SHORT TASK
Look at the data below and print exactly the lines from its first line through the line with "w-[1366px] h-[623px] overflow-hidden"; the pictures stay out of the copy.

DATA EXCERPT
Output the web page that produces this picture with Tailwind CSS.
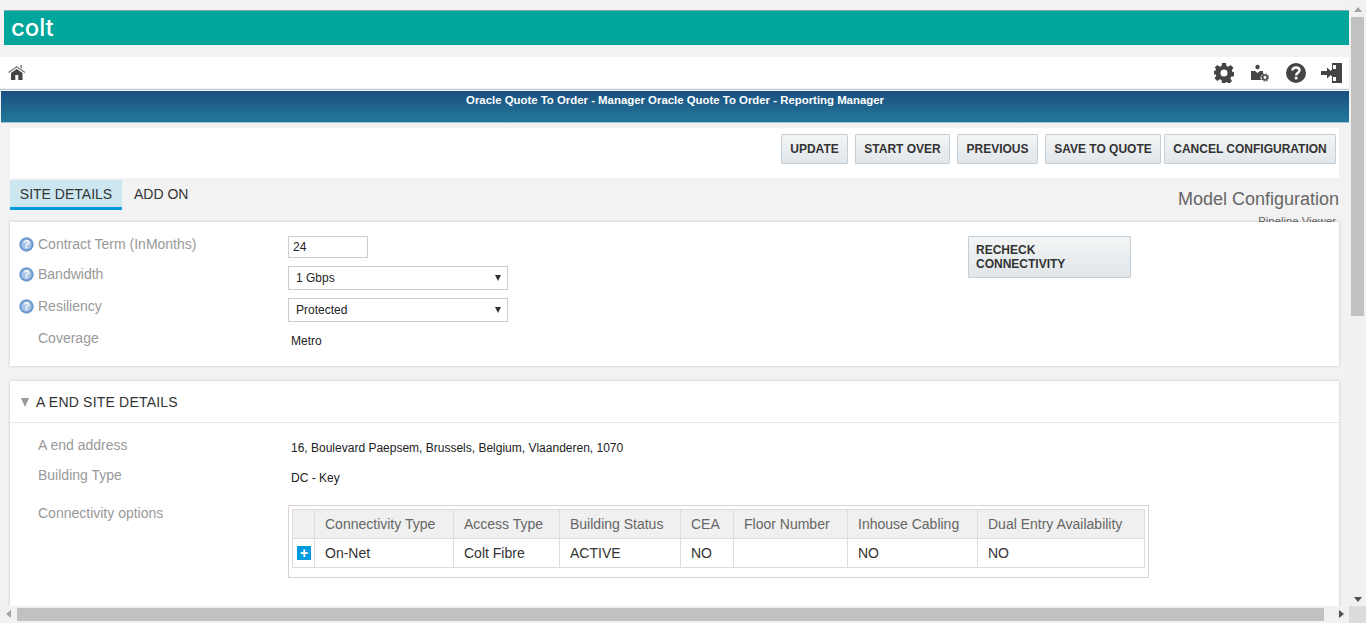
<!DOCTYPE html>
<html>
<head>
<meta charset="utf-8">
<title>Model Configuration</title>
<script src="https://cdn.jsdelivr.net/npm/@tailwindcss/browser@4"></script>
</head>
<body class="relative w-[1366px] h-[623px] overflow-hidden bg-[#f2f2f2] font-['Liberation_Sans',Arial,sans-serif] text-[#222]">

<div class="w-[1349px] h-[623px] overflow-hidden">
    <!-- Logo bar -->
    <div class="ml-[4px] mt-[10px] w-[1345px] h-[35px] bg-[#00a69c] border-t border-[#7fa9b5] pl-[7px] flex items-center">
        <span class="font-['Inter',sans-serif] font-medium text-[24px] leading-none text-white tracking-[-0.1px]">colt</span>
    </div>

    <!-- Icon bar -->
    <div class="mt-[12px] h-[31px] bg-white flex items-center justify-between pl-[8px] pr-[7px]">
        <svg class="w-[18px] h-[17px]" viewBox="0 0 18 17"><path fill="none" stroke="#777" stroke-width="1.300" d="M0.500 8.500 8.800 2.800l8.200 5.700"/><path fill="#777" d="M12.500 1h1.500v3.500l-1.500-1z"/><path fill="#444" fill-rule="evenodd" d="M8.800 5 14.500 9v7H3V9zM7.300 11v5h3v-5z"/></svg>
        <div class="flex items-center">
            <svg class="w-[20px] h-[20px]" viewBox="0 0 20 20"><path fill="#444" fill-rule="evenodd" d="M8 0h4l.5 3 1.700.7L16.700 2l2.800 2.800-1.700 2.500.7 1.700 1.500.3v4l-3 .5-.7 1.700 1.700 2.500-2.800 2.800-2.500-1.700-1.700.7L12 20H8l-.5-3-1.700-.7L3.300 18 .5 15.200l1.700-2.500-.7-1.700L0 12V8l1.500-.5.7-1.700L.5 4.800 3.300 2l2.500 1.700L7.500 3zM10 6.500a3.500 3.500 0 1 0 0 7 3.500 3.500 0 0 0 0-7z"/></svg>
            <svg class="ml-[17px] w-[18px] h-[18px]" viewBox="0 0 18 18"><circle cx="6.500" cy="3" r="2.200" fill="#444"/><path fill="#444" d="M0 7h4l2.500 2L9 7h3v3.200a4.500 4.500 0 0 0-2 5.800H0z"/><circle cx="14" cy="13.500" r="2.300" fill="none" stroke="#555" stroke-width="1.800"/><circle cx="14" cy="13.500" r="3.600" fill="none" stroke="#555" stroke-width="1.200" stroke-dasharray="1.400 1.400"/></svg>
            <svg class="ml-[17px] w-[20px] h-[20px]" viewBox="0 0 21 21"><circle cx="10.500" cy="10.500" r="10.500" fill="#444"/><path fill="none" stroke="#fff" stroke-width="2.600" d="M6.800 8c0-2.200 1.700-3.300 3.700-3.300s3.700 1.100 3.700 3c0 2.600-3.500 2.500-3.500 5.300"/><rect x="9.200" y="14.500" width="2.800" height="2.700" fill="#fff"/></svg>
            <svg class="ml-[15px] w-[21px] h-[20px]" viewBox="0 0 21 20"><path fill="#444" d="M11 0h10v20H11v-2h3V2h-3z"/><path fill="#444" d="M11 2h3v16h-3v-5h-1V7h1z"/><rect x="12" y="2" width="3" height="4" fill="#fff"/><rect x="12" y="14" width="3" height="4" fill="#fff"/><path fill="#444" d="M0 8h6V4.500L12 10l-6 5.500V12H0z"/></svg>
        </div>
    </div>

    <!-- Title bar -->
    <div class="mt-[1px] border-t border-[#bccbd8] pt-[1px]">
        <div class="ml-[1px] h-[32px] bg-gradient-to-b from-[#1a4f7f] to-[#24799b] text-center text-white text-[11.400px] font-bold leading-[19px] border-b border-[#a9bfcd]">Oracle Quote To Order - Manager Oracle Quote To Order - Reporting Manager</div>
    </div>

    <div class="pl-[10px] pr-[10px]">
        <!-- Action buttons -->
        <div class="mt-[5px] h-[50px] bg-white flex justify-end items-start pt-[6px] pr-[3px] text-[12px] font-bold text-[#333]">
            <button class="h-[30px] w-[67px] rounded-[1px] border border-[#c3ced6] bg-gradient-to-b from-[#f3f5f6] to-[#e2e6e9]">UPDATE</button>
            <button class="ml-[7px] h-[30px] w-[95px] rounded-[1px] border border-[#c3ced6] bg-gradient-to-b from-[#f3f5f6] to-[#e2e6e9]">START OVER</button>
            <button class="ml-[7px] h-[30px] w-[81px] rounded-[1px] border border-[#c3ced6] bg-gradient-to-b from-[#f3f5f6] to-[#e2e6e9]">PREVIOUS</button>
            <button class="ml-[7px] h-[30px] w-[116px] rounded-[1px] border border-[#c3ced6] bg-gradient-to-b from-[#f3f5f6] to-[#e2e6e9]">SAVE TO QUOTE</button>
            <button class="ml-[3px] h-[30px] w-[172px] rounded-[1px] border border-[#c3ced6] bg-gradient-to-b from-[#f3f5f6] to-[#e2e6e9]">CANCEL CONFIGURATION</button>
        </div>

        <!-- Tabs and page title -->
        <div class="relative h-[44px] flex items-start justify-between">
            <div class="flex mt-[2px] text-[14px] text-[#333]">
                <div class="w-[112px] h-[30px] bg-[#cde7f1] border-b-[3px] border-[#009bdf] text-center leading-[28px]">SITE DETAILS</div>
                <div class="ml-[12px] leading-[28px]">ADD ON</div>
            </div>
            <div class="text-right">
                <div class="text-[18px] leading-[20px] text-[#666] mt-[11px]">Model Configuration</div>
                <div class="text-[11.300px] leading-[12px] text-[#666] mt-[6px] mr-[3px]">Pipeline Viewer</div>
            </div>
        </div>

        <!-- Configuration card -->
        <div class="relative h-[144px] bg-white shadow-[0_0_3px_rgba(0,0,0,0.2)] pt-[14px] pl-[9px] text-[14px]">
            <div class="h-[32px] flex">
                <svg class="mt-[1px] w-[15px] h-[15px]" viewBox="0 0 15 15"><circle cx="7.500" cy="7.500" r="7.200" fill="#6d9bd0"/><circle cx="7.500" cy="7.500" r="5" fill="#a9c6e6"/><text x="7.500" y="11" text-anchor="middle" font-size="10" font-weight="bold" fill="#fff" font-family="Liberation Sans">?</text></svg>
                <span class="ml-[4px] w-[250px] leading-[17px] text-[#999]">Contract Term (InMonths)</span>
                <div class="w-[80px] h-[22px] border border-[#ccc] pl-[4px] text-[12px] leading-[20px]">24</div>
            </div>
            <div class="h-[32px] flex -mt-[2px]">
                <svg class="mt-[1px] w-[15px] h-[15px]" viewBox="0 0 15 15"><circle cx="7.500" cy="7.500" r="7.200" fill="#6d9bd0"/><circle cx="7.500" cy="7.500" r="5" fill="#a9c6e6"/><text x="7.500" y="11" text-anchor="middle" font-size="10" font-weight="bold" fill="#fff" font-family="Liberation Sans">?</text></svg>
                <span class="ml-[4px] w-[250px] leading-[17px] text-[#999]">Bandwidth</span>
                <div class="relative w-[220px] h-[24px] border border-[#ccc] pl-[7px] text-[12px] leading-[22px]">1 Gbps<span class="absolute right-[6px] top-[8px] w-0 h-0 border-x-[3px] border-t-[6px] border-x-transparent border-t-[#333]"></span></div>
            </div>
            <div class="h-[32px] flex">
                <svg class="mt-[1px] w-[15px] h-[15px]" viewBox="0 0 15 15"><circle cx="7.500" cy="7.500" r="7.200" fill="#6d9bd0"/><circle cx="7.500" cy="7.500" r="5" fill="#a9c6e6"/><text x="7.500" y="11" text-anchor="middle" font-size="10" font-weight="bold" fill="#fff" font-family="Liberation Sans">?</text></svg>
                <span class="ml-[4px] w-[250px] leading-[17px] text-[#999]">Resiliency</span>
                <div class="relative w-[220px] h-[24px] border border-[#ccc] pl-[7px] text-[12px] leading-[22px]">Protected<span class="absolute right-[6px] top-[8px] w-0 h-0 border-x-[3px] border-t-[6px] border-x-transparent border-t-[#333]"></span></div>
            </div>
            <div class="flex">
                <span class="ml-[19px] w-[250px] leading-[17px] text-[#999]">Coverage</span>
                <span class="ml-[3px] mt-[4px] text-[12px] leading-[14px]">Metro</span>
            </div>
            <button class="absolute left-[958px] top-[14px] w-[163px] h-[42px] rounded-[1px] border border-[#c3ced6] bg-gradient-to-b from-[#f3f5f6] to-[#e2e6e9] pl-[7px] text-left text-[12px] leading-[14px] font-bold text-[#333]">RECHECK<br>CONNECTIVITY</button>
        </div>

        <!-- A end site details -->
        <div class="mt-[15px] h-[240px] bg-white shadow-[0_0_3px_rgba(0,0,0,0.2)]">
            <div class="h-[42px] border-b border-[#e6e6e6] flex items-center pt-[1px] pl-[11px] text-[14px] text-[#333]">
                <span class="w-0 h-0 border-x-[4px] border-t-[9px] border-x-transparent border-t-[#999]"></span>
                <span class="ml-[7px] tracking-[0.2px]">A END SITE DETAILS</span>
            </div>
            <div class="pl-[28px] pt-[14px] text-[14px]">
                <div class="h-[30px] flex">
                    <span class="w-[253px] leading-[17px] text-[#999]">A end address</span>
                    <span class="mt-[4px] text-[12px] leading-[14px]">16, Boulevard Paepsem, Brussels, Belgium, Vlaanderen, 1070</span>
                </div>
                <div class="h-[38px] flex">
                    <span class="w-[253px] leading-[17px] text-[#999]">Building Type</span>
                    <span class="mt-[4px] text-[12px] leading-[14px]">DC - Key</span>
                </div>
                <div class="flex">
                    <span class="w-[250px] leading-[17px] text-[#999]">Connectivity options</span>
                    <div class="w-[861px] h-[73px] border border-[#dccfd4] p-[3px]">
                        <table class="w-[853px] table-fixed border-collapse text-[14px]">
                            <thead>
                                <tr class="h-[29px] bg-[#f0f0f0] text-left text-[#666]">
                                    <th class="w-[22px] border border-[#ddd] font-normal"></th>
                                    <th class="w-[139px] border border-[#ddd] pl-[10px] font-normal">Connectivity Type</th>
                                    <th class="w-[106px] border border-[#ddd] pl-[10px] font-normal">Access Type</th>
                                    <th class="w-[121px] border border-[#ddd] pl-[10px] font-normal">Building Status</th>
                                    <th class="w-[53px] border border-[#ddd] pl-[10px] font-normal">CEA</th>
                                    <th class="w-[114px] border border-[#ddd] pl-[10px] font-normal">Floor Number</th>
                                    <th class="w-[130px] border border-[#ddd] pl-[10px] font-normal">Inhouse Cabling</th>
                                    <th class="border border-[#ddd] pl-[10px] font-normal">Dual Entry Availability</th>
                                </tr>
                            </thead>
                            <tbody>
                                <tr class="h-[29px] text-[#333]">
                                    <td class="border border-[#ddd] pl-[4px]"><span class="flex items-center justify-center w-[14px] h-[14px] bg-[#009bdf] text-white text-[14px] font-bold leading-none">+</span></td>
                                    <td class="border border-[#ddd] pl-[10px]">On-Net</td>
                                    <td class="border border-[#ddd] pl-[10px]">Colt Fibre</td>
                                    <td class="border border-[#ddd] pl-[10px]">ACTIVE</td>
                                    <td class="border border-[#ddd] pl-[10px]">NO</td>
                                    <td class="border border-[#ddd] pl-[10px]"></td>
                                    <td class="border border-[#ddd] pl-[10px]">NO</td>
                                    <td class="border border-[#ddd] pl-[10px]">NO</td>
                                </tr>
                            </tbody>
                        </table>
                    </div>
                </div>
            </div>
        </div>
    </div>
</div>

<!-- Vertical scrollbar -->
<div class="absolute right-0 top-0 w-[17px] h-[606px] bg-[#f1f1f1]">
    <span class="absolute left-[5px] top-[7px] w-0 h-0 border-x-[4px] border-b-[5px] border-x-transparent border-b-[#a3a3a3]"></span>
    <div class="absolute left-[2px] top-[17px] w-[13px] h-[299px] bg-[#c1c1c1]"></div>
    <span class="absolute left-[5px] bottom-[4px] w-0 h-0 border-x-[4px] border-t-[5px] border-x-transparent border-t-[#505050]"></span>
</div>
<!-- Horizontal scrollbar -->
<div class="absolute left-0 bottom-0 w-[1366px] h-[17px] bg-[#f1f1f1]">
    <span class="absolute left-[6px] top-[4px] w-0 h-0 border-y-[4px] border-r-[5px] border-y-transparent border-r-[#a3a3a3]"></span>
    <div class="absolute left-[17px] top-[2px] w-[1307px] h-[13px] bg-[#c1c1c1]"></div>
    <span class="absolute left-[1339px] top-[4px] w-0 h-0 border-y-[4px] border-l-[5px] border-y-transparent border-l-[#505050]"></span>
    <div class="absolute right-0 top-0 w-[17px] h-[17px] bg-[#dcdcdc]"></div>
</div>
</body>
</html>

RESPONSE BELOW
Output the web page that produces this picture with Tailwind CSS.
<!DOCTYPE html>
<html>
<head>
<meta charset="utf-8">
<title>Model Configuration</title>
<script src="https://cdn.jsdelivr.net/npm/@tailwindcss/browser@4"></script>
</head>
<body class="relative w-[1366px] h-[623px] overflow-hidden bg-[#f2f2f2] font-['Liberation_Sans',Arial,sans-serif] text-[#222]">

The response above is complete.